2) It requires little effort. There are plenty of readily-available targets to choose from.
3) It is hard for the target to escape.
(The only ways to address it are by avoidance, which is difficult in settings like school, or by meeting with like force. And, of course, the reason you were chosen as a target is because
that is unlikely to go well for you.)
But there are other types of bullying, and all work the same way. You pick something you are good at doing. You pair yourself up with someone who is not good at it. You show them who's boss, forcing them to admit (by word or deed) your superiority.

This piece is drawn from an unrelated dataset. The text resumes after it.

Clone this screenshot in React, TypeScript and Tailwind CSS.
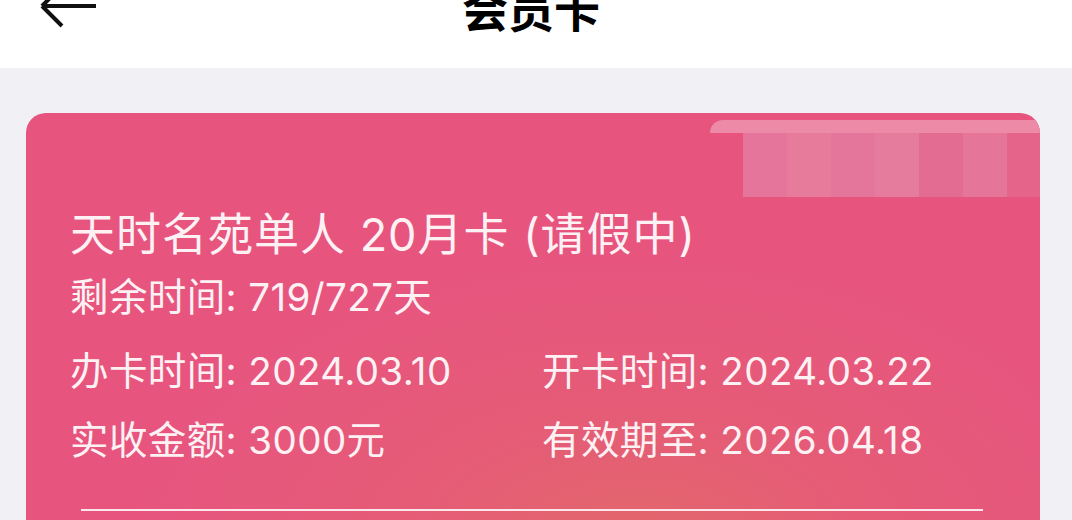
const cjk = "font-['Inter','Noto_Sans_CJK_SC',sans-serif]";

const rows: [string, string][] = [
  ["办卡时间: 2024.03.10", "开卡时间: 2024.03.22"],
  ["实收金额: 3000元", "有效期至: 2026.04.18"],
];

export default function App() {
  return (
    <div className={`w-[1072px] h-[520px] overflow-hidden bg-[#f1f0f5] ${cjk}`}>
      {/* header */}
      <header className="h-[68px] bg-white grid grid-cols-[1fr_auto_1fr] items-start">
        <div className="pl-[38px] -mt-[14px]">
          <svg width="60" height="44" viewBox="0 0 60 44" fill="none">
            <path d="M58 20H4M4 20L24 40M4 20L24 0" stroke="#111" strokeWidth="4" />
          </svg>
        </div>
        <h1 className="text-[46px] leading-[46px] font-bold text-black -mt-[16px] -ml-[10px] font-['Noto_Sans_CJK_SC',sans-serif]">会员卡</h1>
        <div />
      </header>

      {/* card */}
      <div className="ml-[26px] mr-[32px] mt-[45px] h-[460px] rounded-[20px] bg-[#e7557f] bg-[radial-gradient(ellipse_50%_65%_at_60%_95%,#e2676b_0%,rgba(228,98,110,0.45)_50%,transparent_100%)] relative overflow-hidden">
        {/* mosaic blur */}
        <div className="absolute left-[684px] top-[7px] w-[340px] h-[13px] rounded-tl-[28px] bg-[#ec8aa7]" />
        <div className="absolute left-[717px] top-[20px] w-[264px] h-[64px] flex">
          <div className="flex-1 bg-[#e5759a]" />
          <div className="flex-1 bg-[#e67b9c]" />
          <div className="flex-1 bg-[#e3769a]" />
          <div className="flex-1 bg-[#e57c9d]" />
          <div className="flex-1 bg-[#e36c93]" />
          <div className="flex-1 bg-[#e67699]" />
        </div>
        <div className="absolute left-[981px] top-[20px] w-[33px] h-[64px] bg-[#e5648a]" />

        <div className="pl-[44px] pt-[95px] text-[#fdf1f4] relative">
          <div className="text-[45px] leading-[54px] tracking-[1px]">天时名苑单人 20月卡 (请假中)</div>
          <div className="text-[38.5px] leading-[48px] tracking-[0.4px] mt-[11px]">剩余时间: 719/727天</div>
          <div className="mt-[26px] flex flex-col gap-[21px]">
            {rows.map(([a, b]) => (
              <div key={a} className="grid grid-cols-[472px_auto] text-[38.5px] leading-[48px] tracking-[0.4px]">
                <span>{a}</span>
                <span>{b}</span>
              </div>
            ))}
          </div>
          <div className="mt-[45px] ml-[11px] w-[902px] h-[2px] bg-[#fbe6ec]" />
        </div>
      </div>
    </div>
  );
}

Where the geek/nerd crowd meets with frustration is that it is far more difficult to force someone to engage you on an intellectual battlefield if they don't want to. Physically, you can block someone from leaving a room... but intellectually? It's just not as concrete. This promotes the feeling of powerlessness in the Geeks--they are forced to face their own inferiority in the physical domain, but are not given equal opportunity to demonstrate their superiority in the intellectual domain.
So instead, we concoct fantastical means
by which our own advantages become translated into our "enemy's" domain. My brains
become a proportionate amount of brawn, allowing me to "beat you at your own game," since I don't have the opportunity to beat you at
mine. Of course, we also keep our brains, and we don't give our enemy the same fantastical exchange... which is why heroes are usually smart
and strong, while villains are just one or the other.
A lot of the superhero mythos revolves around the struggle between Will and Force--or intellectual strength and physical strength. Pretty interesting stuff.